While in Tehran in the 1950s, Mohassess became a crucial figure in the country’s avant-garde artistic and literary scene. He was part of the Anjoman-e honari-ye Khorus jangi (Fighting Rooster Art Society), also referred to as the Sureʽālist-ha-ye Khorus jangi (Fighting Rooster Surrealists) an artistic movement established by Jalil Ziapour (1920–1999) and others in 1948. The art society fostered collaborations between poets, painters, writers, and critics in several of the society’s journals. It was the leading representative of the Cubist artistic language in Iran, promoting a connection between political commitment and creative expression. Scholar Aida Foroutan believes that in the 1950s, Mohassess and other members of the art society displayed surrealist tendencies in their unique practices. Mohassess served as an editor of the society’s literary and artistic weekly publication, Panjeh-ye Khorus (Rooster’s Foot), regarded as a radical modernist journal. In Tehran, Mohassess developed a close relationship with Nima Yushij (1895–1960), who was dubbed the Pedar-e sheʽr-e now (Father of New Poetry), and befriended the likes of poet and painter Sohrab Sepehri (1928–1980), poet Hushang Irani (1925–1973), and writer Gholam Hossein Gharib (1923–2004), who went on to define Iran’s progressive artistic and literary movements of the mid-20th century.
After the American and British-backed military coup to overthrow the democratically elected Prime Minister Mohammad Mossadegh in 1953, Iran witnessed mass protests and an exodus of artists and intellectuals, including Mohassess, who left Iran for Italy in 1954. Throughout the next few decades, Mohassess would participate in numerous exhibitions and biennials throughout the globe, translate Italian authors such as Italo Calvino and Curzio Malaparte and French writers such as Eugène Ionesco and Jean Genet into Persian, and continue to work on commissions — making frequent, brief trips to Iran. As a theatre director, he staged Ionesco’s Les Chaises in 1966 and Pirandello’s Henri IV in 1968 in Tehran. Referring to Iran in the 1960s, Mohassess stated that his problem with the country was not the government, but rather the people’s behavior, which led to his permanent move to Italy at the end of the decade. Mohassess ultimately died in obscurity, believed to have been dead for decades before the documentary of the director and writer Mitra Farahani titled Fifi Howls from Happiness, which
captured the final months of the artist’s life and his on-camera death in 2010. In both Farahani’s documentary and Ahmad Farouqi Qajar’s Cheshmi ke mishenavad (The Eye That Hears) from 1967, Mohassess considered death a “performance” and noted that an artist’s death was as important as their entrance into the artistic scene.
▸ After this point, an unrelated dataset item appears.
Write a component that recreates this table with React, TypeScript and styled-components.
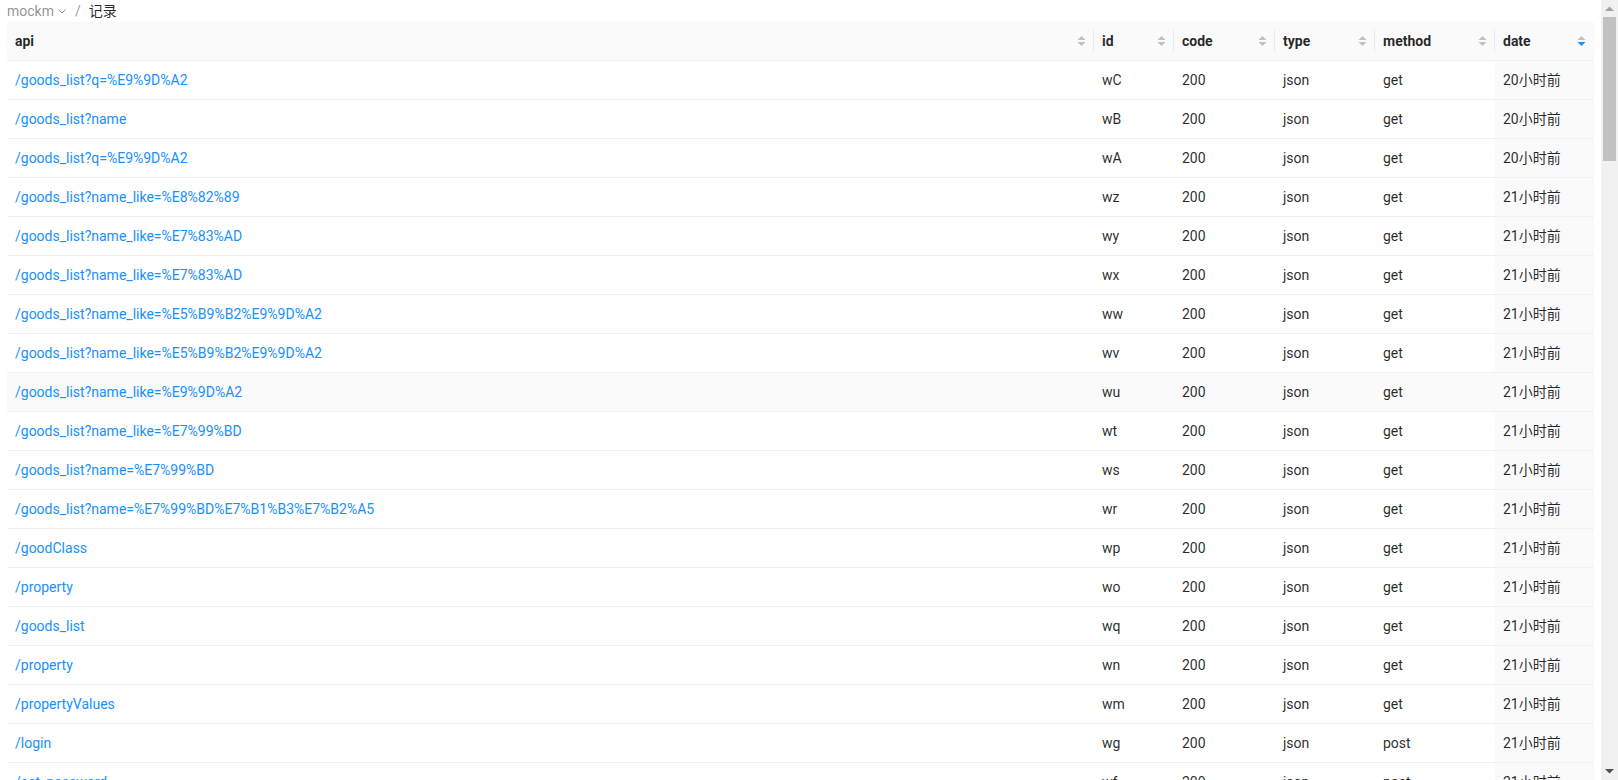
import React from "react";
import styled, { createGlobalStyle } from "styled-components";

const GlobalStyle = createGlobalStyle`
   html, body {
      margin: 0;
      padding: 0;
      background: #fff;
      overflow: hidden;
   }
   body {
      font-family: Roboto, "Noto Sans CJK SC", sans-serif;
      font-size: 14px;
      color: rgba(0, 0, 0, 0.85);
   }
`;

const Shell = styled.div`
   display: flex;
   height: 100vh;
   overflow: hidden;
`;

const Page = styled.main`
   flex: 1;
   min-width: 0;
   padding: 0 7px;
   overflow: hidden;
`;

// fake window scrollbar, the headless browser draws none
const ScrollBar = styled.div`
   width: 17px;
   flex: none;
   display: flex;
   flex-direction: column;
   background: #f1f1f1;
`;

const ScrollButton = styled.div`
   height: 17px;
   display: flex;
   align-items: center;
   justify-content: center;
`;

const ScrollTrack = styled.div`
   flex: 1;
   padding: 0 2px;
`;

const ScrollThumb = styled.div`
   height: 144px;
   background: #c1c1c1;
`;

const Crumbs = styled.div`
   display: flex;
   align-items: center;
   height: 22px;
   line-height: 22px;
   color: rgba(0, 0, 0, 0.45);
`;

const CrumbLink = styled.span`
   display: inline-flex;
   align-items: center;
   gap: 3px;
`;

const CrumbSep = styled.span`
   margin: 0 8px;
`;

const CrumbCurrent = styled.span`
   color: rgba(0, 0, 0, 0.85);
`;

const Table = styled.table`
   width: 100%;
   border-collapse: separate;
   border-spacing: 0;
   table-layout: fixed;
`;

const Th = styled.th`
   position: relative;
   padding: 8px;
   text-align: left;
   font-weight: 700;
   line-height: 22px;
   background: #fafafa;
   border-bottom: 1px solid #f0f0f0;
   &:not(:last-child)::before {
      content: "";
      position: absolute;
      top: 50%;
      right: 0;
      width: 1px;
      height: 1.6em;
      transform: translateY(-50%);
      background: rgba(0, 0, 0, 0.06);
   }
`;

const ThInner = styled.div`
   display: flex;
   align-items: center;
   justify-content: space-between;
`;

const Tr = styled.tr<{ $hover?: boolean }>`
   background: ${({ $hover }) => ($hover ? "#fafafa" : "#fff")};
`;

const Td = styled.td<{ $sorted?: boolean }>`
   padding: 8px;
   line-height: 22px;
   border-bottom: 1px solid #f0f0f0;
   white-space: nowrap;
   overflow: hidden;
   background: ${({ $sorted }) => ($sorted ? "#fafafa" : "transparent")};
`;

const ApiLink = styled.a`
   color: #1890ff;
   text-decoration: none;
`;

const Sorter = ({ active }: { active?: "asc" | "desc" }) => (
  <svg width="9" height="12" viewBox="0 0 9 12">
    <path d="M0.5 5h8L4.5 1z" fill={active === "asc" ? "#1890ff" : "#bfbfbf"} />
    <path d="M0.5 7h8l-4 4z" fill={active === "desc" ? "#1890ff" : "#bfbfbf"} />
  </svg>
);

const Chevron = () => (
  <svg width="10" height="10" viewBox="0 0 10 10">
    <path d="M1.5 3.5L5 7l3.5-3.5" fill="none" stroke="rgba(0,0,0,0.45)" strokeWidth="1" />
  </svg>
);

const Arrow = ({ dir, color }: { dir: "up" | "down"; color: string }) => (
  <svg width="9" height="5" viewBox="0 0 9 5">
    <path d={dir === "up" ? "M0 5h9L4.5 0.5z" : "M0 0h9L4.5 4.5z"} fill={color} />
  </svg>
);

type Row = { api: string; id: string; method: string; date: string };

const shown: Row[] = [
  { api: "/goods_list?q=%E9%9D%A2", id: "wC", method: "get", date: "20小时前" },
  { api: "/goods_list?name", id: "wB", method: "get", date: "20小时前" },
  { api: "/goods_list?q=%E9%9D%A2", id: "wA", method: "get", date: "20小时前" },
  { api: "/goods_list?name_like=%E8%82%89", id: "wz", method: "get", date: "21小时前" },
  { api: "/goods_list?name_like=%E7%83%AD", id: "wy", method: "get", date: "21小时前" },
  { api: "/goods_list?name_like=%E7%83%AD", id: "wx", method: "get", date: "21小时前" },
  { api: "/goods_list?name_like=%E5%B9%B2%E9%9D%A2", id: "ww", method: "get", date: "21小时前" },
  { api: "/goods_list?name_like=%E5%B9%B2%E9%9D%A2", id: "wv", method: "get", date: "21小时前" },
  { api: "/goods_list?name_like=%E9%9D%A2", id: "wu", method: "get", date: "21小时前" },
  { api: "/goods_list?name_like=%E7%99%BD", id: "wt", method: "get", date: "21小时前" },
  { api: "/goods_list?name=%E7%99%BD", id: "ws", method: "get", date: "21小时前" },
  { api: "/goods_list?name=%E7%99%BD%E7%B1%B3%E7%B2%A5", id: "wr", method: "get", date: "21小时前" },
  { api: "/goodClass", id: "wp", method: "get", date: "21小时前" },
  { api: "/property", id: "wo", method: "get", date: "21小时前" },
  { api: "/goods_list", id: "wq", method: "get", date: "21小时前" },
  { api: "/property", id: "wn", method: "get", date: "21小时前" },
  { api: "/propertyValues", id: "wm", method: "get", date: "21小时前" },
  { api: "/login", id: "wg", method: "post", date: "21小时前" },
  { api: "/set_password", id: "wf", method: "post", date: "21小时前" },
];

// older records further down the scrolled list
const olderApis = ["/goods_list", "/property", "/goodClass", "/propertyValues", "/login", "/goods_list?name"];
const rows: Row[] = [
  ...shown,
  ...Array.from({ length: 82 }, (_, i) => ({
    api: olderApis[i % olderApis.length],
    id: (i < 5 ? "w" : "v") + String.fromCharCode(101 - (i % 5) + (i < 5 ? 0 : 21) - (i >= 5 ? (i % 26) : 0)),
    method: olderApis[i % olderApis.length] === "/login" ? "post" : "get",
    date: i < 30 ? "21小时前" : "1天前",
  })),
];

const columns = [
  { key: "api", width: undefined },
  { key: "id", width: 80 },
  { key: "code", width: 101 },
  { key: "type", width: 100 },
  { key: "method", width: 120 },
  { key: "date", width: 99 },
];

export default function App() {
  return (
    <>
      <GlobalStyle />
      <Shell>
        <Page>
          <Crumbs>
            <CrumbLink>
              mockm <Chevron />
            </CrumbLink>
            <CrumbSep>/</CrumbSep>
            <CrumbCurrent>记录</CrumbCurrent>
          </Crumbs>
          <Table>
            <colgroup>
              {columns.map((c) => (
                <col key={c.key} style={c.width ? { width: c.width } : undefined} />
              ))}
            </colgroup>
            <thead>
              <tr>
                {columns.map((c) => (
                  <Th key={c.key}>
                    <ThInner>
                      <span>{c.key}</span>
                      <Sorter active={c.key === "date" ? "desc" : undefined} />
                    </ThInner>
                  </Th>
                ))}
              </tr>
            </thead>
            <tbody>
              {rows.map((r, i) => (
                <Tr key={i} $hover={i === 8}>
                  <Td>
                    <ApiLink href="#">{r.api}</ApiLink>
                  </Td>
                  <Td>{r.id}</Td>
                  <Td>200</Td>
                  <Td>json</Td>
                  <Td>{r.method}</Td>
                  <Td $sorted>{r.date}</Td>
                </Tr>
              ))}
            </tbody>
          </Table>
        </Page>
        <ScrollBar>
          <ScrollButton>
            <Arrow dir="up" color="#a3a3a3" />
          </ScrollButton>
          <ScrollTrack>
            <ScrollThumb />
          </ScrollTrack>
          <ScrollButton>
            <Arrow dir="down" color="#505050" />
          </ScrollButton>
        </ScrollBar>
      </Shell>
    </>
  );
}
In Farouqi Qajar’s documentary on Mohassess, the artist recalled his conversation with the painter Charles Hossein Zenderoudi. Mohassess found that painting was a necessity, a habit, and a part of his physicality, thereby becoming a necessity that relieved him. He often stated that in art, it was not the material that was important but the expression. Mohassess’s work, which includes painting, sculpture, and collage, has frequently portrayed his strife and his compassionate views on a so-called cruel world, humanity’s primal nature, as well as global political turmoil, commenting on disasters such as oil spills, the assassination of American Civil Rights leader Martin Luther King Jr., the Gulf War, or the nuclear accident of Chornobyl, to name a few. Mohassess often felt that through his work, he was “preaching alone […] in a desert” and would “make no difference.”
The subjects of his paintings are often depicted in grey, stone-like tones, lacking hands, feet, mouths, or eyes, yet maintaining a human-like form. Mohassess stated that this was representative of the “condemnation of humanity,” which had begun as multidimensional but was no longer. To express this absence of dynamism, Mohassess intentionally amputated the limbs and removed the facial features of his subjects.
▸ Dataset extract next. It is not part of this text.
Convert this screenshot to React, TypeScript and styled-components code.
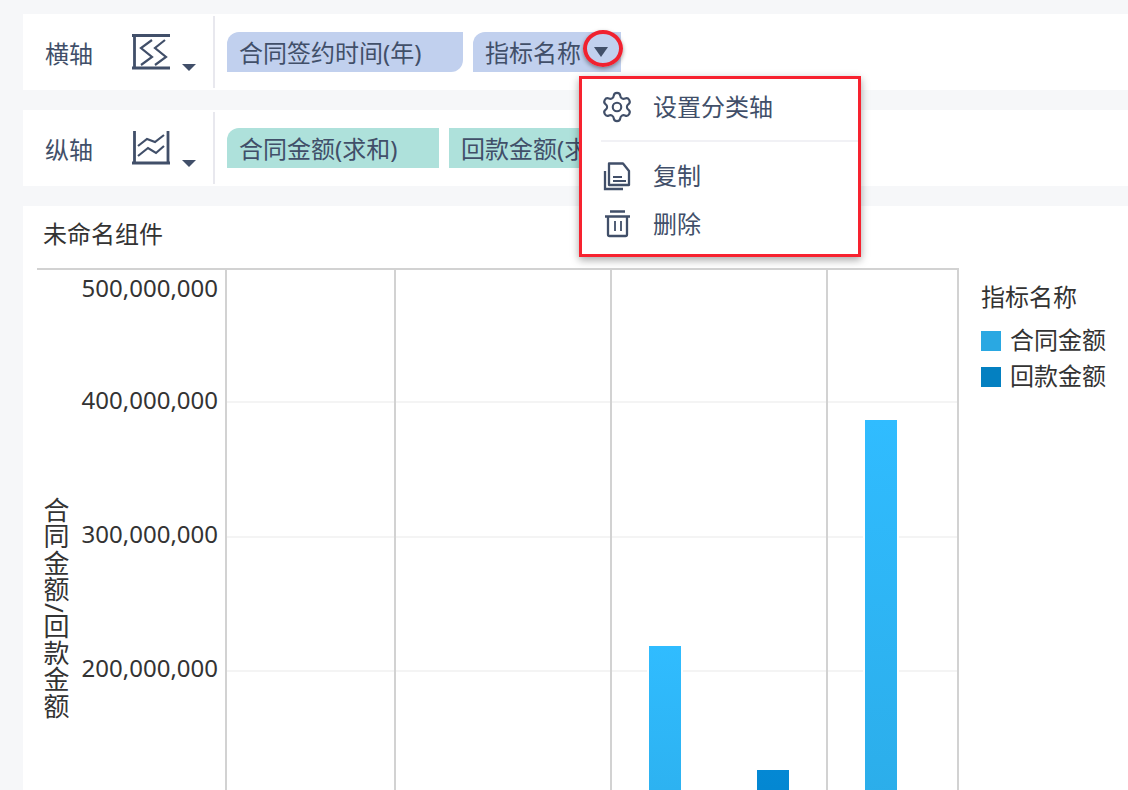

His work has often been defined as erotic, frequently featuring nude imagery. The most common motifs in his oeuvre include the fish and the minotaur. The fish is believed to convey dark symbolism; often depicted out of the water, the fish represents the artist’s alienation. While many have associated the minotaur’s masculinity with Mohassess’s sexuality, he described it as “a being apart” that is both “extremely beautiful and in this beauty inhabits the darkness of its being.” His style has frequently been compared to Western counterparts, such as Max Ernst, Henry Moore, Alberto Giacometti, Francis Bacon, and Pablo Picasso; he is commonly referred to by the Eurocentric label “Persian Picasso.”
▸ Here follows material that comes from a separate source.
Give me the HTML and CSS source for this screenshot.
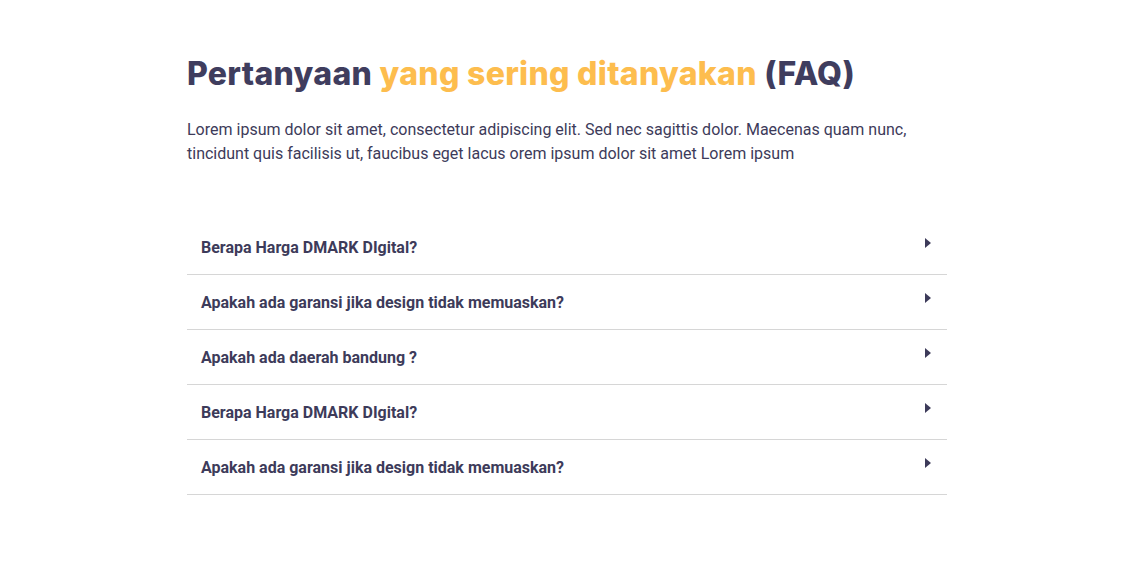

Mohassess never desired to leave a legacy, nor did he wish for his works to be left for sale. As a result, he often destroyed his work. Despite this, Mohassess has been collected by figures such as Nelson Rockefeller and major international institutions, including the TMoCA, Jahan Nama Museum in Niavaran Palace, Pasargad Bank, Tate Modern, and the Barjeel Art Foundation.